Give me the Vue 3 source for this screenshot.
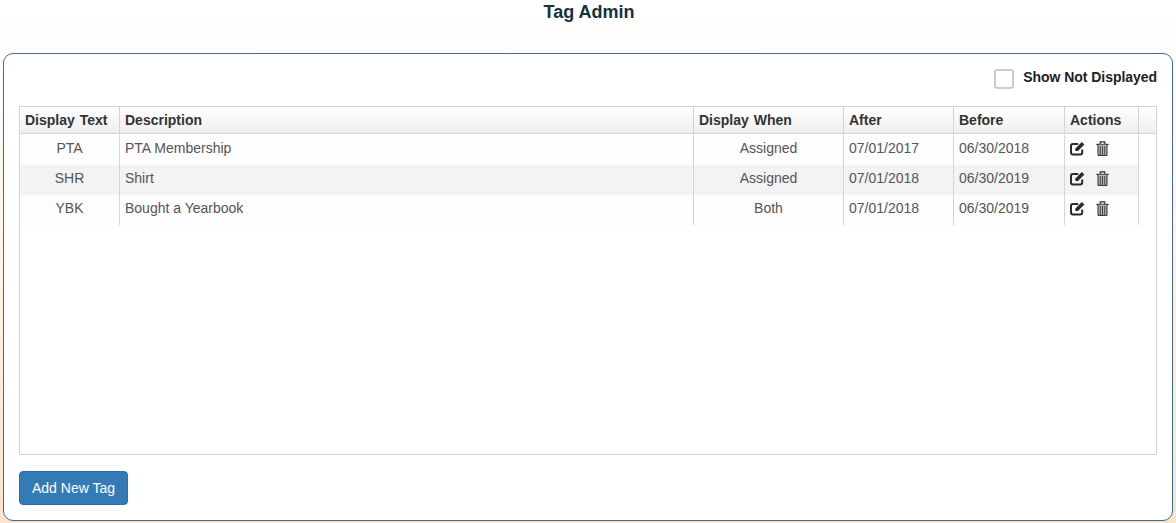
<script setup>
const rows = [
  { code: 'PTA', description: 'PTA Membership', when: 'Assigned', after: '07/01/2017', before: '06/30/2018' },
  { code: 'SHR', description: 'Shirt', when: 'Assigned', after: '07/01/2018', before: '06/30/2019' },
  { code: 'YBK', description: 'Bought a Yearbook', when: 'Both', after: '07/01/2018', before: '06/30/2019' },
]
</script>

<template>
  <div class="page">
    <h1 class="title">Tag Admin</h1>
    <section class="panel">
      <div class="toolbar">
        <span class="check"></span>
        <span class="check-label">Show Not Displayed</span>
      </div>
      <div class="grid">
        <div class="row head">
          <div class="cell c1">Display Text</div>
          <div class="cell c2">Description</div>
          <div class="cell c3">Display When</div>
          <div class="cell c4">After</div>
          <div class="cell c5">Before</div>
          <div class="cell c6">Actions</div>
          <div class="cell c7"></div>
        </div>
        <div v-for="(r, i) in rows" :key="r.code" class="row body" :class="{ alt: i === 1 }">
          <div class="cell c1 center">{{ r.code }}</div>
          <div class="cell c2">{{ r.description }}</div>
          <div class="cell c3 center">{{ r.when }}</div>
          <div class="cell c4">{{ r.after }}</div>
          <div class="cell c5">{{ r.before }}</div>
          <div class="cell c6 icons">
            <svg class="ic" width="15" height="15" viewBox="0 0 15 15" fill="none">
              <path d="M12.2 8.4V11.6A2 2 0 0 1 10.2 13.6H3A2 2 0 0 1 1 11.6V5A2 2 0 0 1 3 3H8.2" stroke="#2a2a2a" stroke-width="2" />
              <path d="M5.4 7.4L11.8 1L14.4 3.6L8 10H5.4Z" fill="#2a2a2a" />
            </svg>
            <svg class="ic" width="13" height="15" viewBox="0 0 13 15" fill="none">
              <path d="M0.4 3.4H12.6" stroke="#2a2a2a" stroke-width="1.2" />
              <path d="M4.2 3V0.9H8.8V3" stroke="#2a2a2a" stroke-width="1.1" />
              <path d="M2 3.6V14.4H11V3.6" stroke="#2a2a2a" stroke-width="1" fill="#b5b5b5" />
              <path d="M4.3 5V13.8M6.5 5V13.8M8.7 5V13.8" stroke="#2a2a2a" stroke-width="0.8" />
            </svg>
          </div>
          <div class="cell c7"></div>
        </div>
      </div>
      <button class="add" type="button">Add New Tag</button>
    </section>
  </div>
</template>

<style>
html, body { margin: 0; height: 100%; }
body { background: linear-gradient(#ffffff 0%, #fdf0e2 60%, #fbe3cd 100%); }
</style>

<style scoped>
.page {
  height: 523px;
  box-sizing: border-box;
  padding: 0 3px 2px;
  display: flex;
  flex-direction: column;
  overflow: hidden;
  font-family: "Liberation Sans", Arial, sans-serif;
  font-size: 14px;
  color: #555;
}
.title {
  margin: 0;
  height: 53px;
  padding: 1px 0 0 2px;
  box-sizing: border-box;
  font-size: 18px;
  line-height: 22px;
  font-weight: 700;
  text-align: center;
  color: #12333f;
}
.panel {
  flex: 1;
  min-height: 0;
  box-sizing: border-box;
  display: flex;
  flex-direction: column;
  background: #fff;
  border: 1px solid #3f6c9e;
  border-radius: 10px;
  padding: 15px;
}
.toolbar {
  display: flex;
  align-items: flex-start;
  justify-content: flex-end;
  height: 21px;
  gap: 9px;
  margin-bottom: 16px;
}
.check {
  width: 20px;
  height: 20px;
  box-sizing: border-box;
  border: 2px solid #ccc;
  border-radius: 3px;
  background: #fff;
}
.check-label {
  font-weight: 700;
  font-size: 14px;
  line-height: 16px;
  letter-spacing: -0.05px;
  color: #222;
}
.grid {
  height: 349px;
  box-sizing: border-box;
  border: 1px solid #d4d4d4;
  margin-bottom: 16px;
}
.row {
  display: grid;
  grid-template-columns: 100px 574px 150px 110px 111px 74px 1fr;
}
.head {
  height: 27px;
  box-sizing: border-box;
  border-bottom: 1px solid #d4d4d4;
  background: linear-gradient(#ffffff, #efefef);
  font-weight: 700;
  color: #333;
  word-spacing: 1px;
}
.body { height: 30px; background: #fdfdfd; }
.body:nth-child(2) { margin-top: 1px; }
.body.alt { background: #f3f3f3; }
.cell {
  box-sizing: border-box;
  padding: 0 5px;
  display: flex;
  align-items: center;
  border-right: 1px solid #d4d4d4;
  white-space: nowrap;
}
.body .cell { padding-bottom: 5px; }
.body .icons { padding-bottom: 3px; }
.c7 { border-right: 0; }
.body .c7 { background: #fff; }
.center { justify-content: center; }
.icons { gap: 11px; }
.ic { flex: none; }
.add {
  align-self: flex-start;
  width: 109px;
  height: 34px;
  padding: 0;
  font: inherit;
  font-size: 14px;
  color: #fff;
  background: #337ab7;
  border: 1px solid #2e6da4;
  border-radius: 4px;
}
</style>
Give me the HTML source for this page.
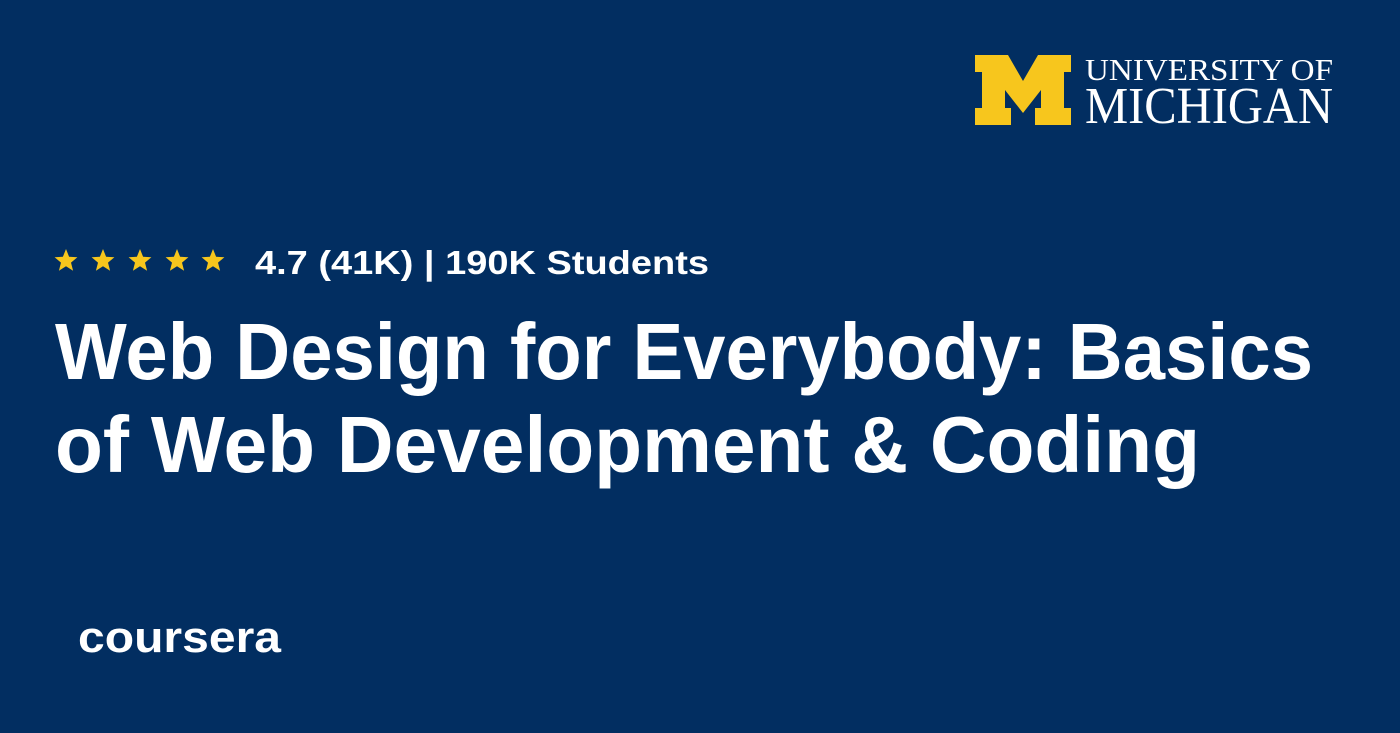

• Aim of the exercise: Quote in full the listing given above; the images are to be left out.

• Output:
Give me the Vue 3 source for this screenshot.
<script setup>
const rows = [
  { code: 'PTA', description: 'PTA Membership', when: 'Assigned', after: '07/01/2017', before: '06/30/2018' },
  { code: 'SHR', description: 'Shirt', when: 'Assigned', after: '07/01/2018', before: '06/30/2019' },
  { code: 'YBK', description: 'Bought a Yearbook', when: 'Both', after: '07/01/2018', before: '06/30/2019' },
]
</script>

<template>
  <div class="page">
    <h1 class="title">Tag Admin</h1>
    <section class="panel">
      <div class="toolbar">
        <span class="check"></span>
        <span class="check-label">Show Not Displayed</span>
      </div>
      <div class="grid">
        <div class="row head">
          <div class="cell c1">Display Text</div>
          <div class="cell c2">Description</div>
          <div class="cell c3">Display When</div>
          <div class="cell c4">After</div>
          <div class="cell c5">Before</div>
          <div class="cell c6">Actions</div>
          <div class="cell c7"></div>
        </div>
        <div v-for="(r, i) in rows" :key="r.code" class="row body" :class="{ alt: i === 1 }">
          <div class="cell c1 center">{{ r.code }}</div>
          <div class="cell c2">{{ r.description }}</div>
          <div class="cell c3 center">{{ r.when }}</div>
          <div class="cell c4">{{ r.after }}</div>
          <div class="cell c5">{{ r.before }}</div>
          <div class="cell c6 icons">
            <svg class="ic" width="15" height="15" viewBox="0 0 15 15" fill="none">
              <path d="M12.2 8.4V11.6A2 2 0 0 1 10.2 13.6H3A2 2 0 0 1 1 11.6V5A2 2 0 0 1 3 3H8.2" stroke="#2a2a2a" stroke-width="2" />
              <path d="M5.4 7.4L11.8 1L14.4 3.6L8 10H5.4Z" fill="#2a2a2a" />
            </svg>
            <svg class="ic" width="13" height="15" viewBox="0 0 13 15" fill="none">
              <path d="M0.4 3.4H12.6" stroke="#2a2a2a" stroke-width="1.2" />
              <path d="M4.2 3V0.9H8.8V3" stroke="#2a2a2a" stroke-width="1.1" />
              <path d="M2 3.6V14.4H11V3.6" stroke="#2a2a2a" stroke-width="1" fill="#b5b5b5" />
              <path d="M4.3 5V13.8M6.5 5V13.8M8.7 5V13.8" stroke="#2a2a2a" stroke-width="0.8" />
            </svg>
          </div>
          <div class="cell c7"></div>
        </div>
      </div>
      <button class="add" type="button">Add New Tag</button>
    </section>
  </div>
</template>

<style>
html, body { margin: 0; height: 100%; }
body { background: linear-gradient(#ffffff 0%, #fdf0e2 60%, #fbe3cd 100%); }
</style>

<style scoped>
.page {
  height: 523px;
  box-sizing: border-box;
  padding: 0 3px 2px;
  display: flex;
  flex-direction: column;
  overflow: hidden;
  font-family: "Liberation Sans", Arial, sans-serif;
  font-size: 14px;
  color: #555;
}
.title {
  margin: 0;
  height: 53px;
  padding: 1px 0 0 2px;
  box-sizing: border-box;
  font-size: 18px;
  line-height: 22px;
  font-weight: 700;
  text-align: center;
  color: #12333f;
}
.panel {
  flex: 1;
  min-height: 0;
  box-sizing: border-box;
  display: flex;
  flex-direction: column;
  background: #fff;
  border: 1px solid #3f6c9e;
  border-radius: 10px;
  padding: 15px;
}
.toolbar {
  display: flex;
  align-items: flex-start;
  justify-content: flex-end;
  height: 21px;
  gap: 9px;
  margin-bottom: 16px;
}
.check {
  width: 20px;
  height: 20px;
  box-sizing: border-box;
  border: 2px solid #ccc;
  border-radius: 3px;
  background: #fff;
}
.check-label {
  font-weight: 700;
  font-size: 14px;
  line-height: 16px;
  letter-spacing: -0.05px;
  color: #222;
}
.grid {
  height: 349px;
  box-sizing: border-box;
  border: 1px solid #d4d4d4;
  margin-bottom: 16px;
}
.row {
  display: grid;
  grid-template-columns: 100px 574px 150px 110px 111px 74px 1fr;
}
.head {
  height: 27px;
  box-sizing: border-box;
  border-bottom: 1px solid #d4d4d4;
  background: linear-gradient(#ffffff, #efefef);
  font-weight: 700;
  color: #333;
  word-spacing: 1px;
}
.body { height: 30px; background: #fdfdfd; }
.body:nth-child(2) { margin-top: 1px; }
.body.alt { background: #f3f3f3; }
.cell {
  box-sizing: border-box;
  padding: 0 5px;
  display: flex;
  align-items: center;
  border-right: 1px solid #d4d4d4;
  white-space: nowrap;
}
.body .cell { padding-bottom: 5px; }
.body .icons { padding-bottom: 3px; }
.c7 { border-right: 0; }
.body .c7 { background: #fff; }
.center { justify-content: center; }
.icons { gap: 11px; }
.ic { flex: none; }
.add {
  align-self: flex-start;
  width: 109px;
  height: 34px;
  padding: 0;
  font: inherit;
  font-size: 14px;
  color: #fff;
  background: #337ab7;
  border: 1px solid #2e6da4;
  border-radius: 4px;
}
</style>
Give me the HTML source for this page.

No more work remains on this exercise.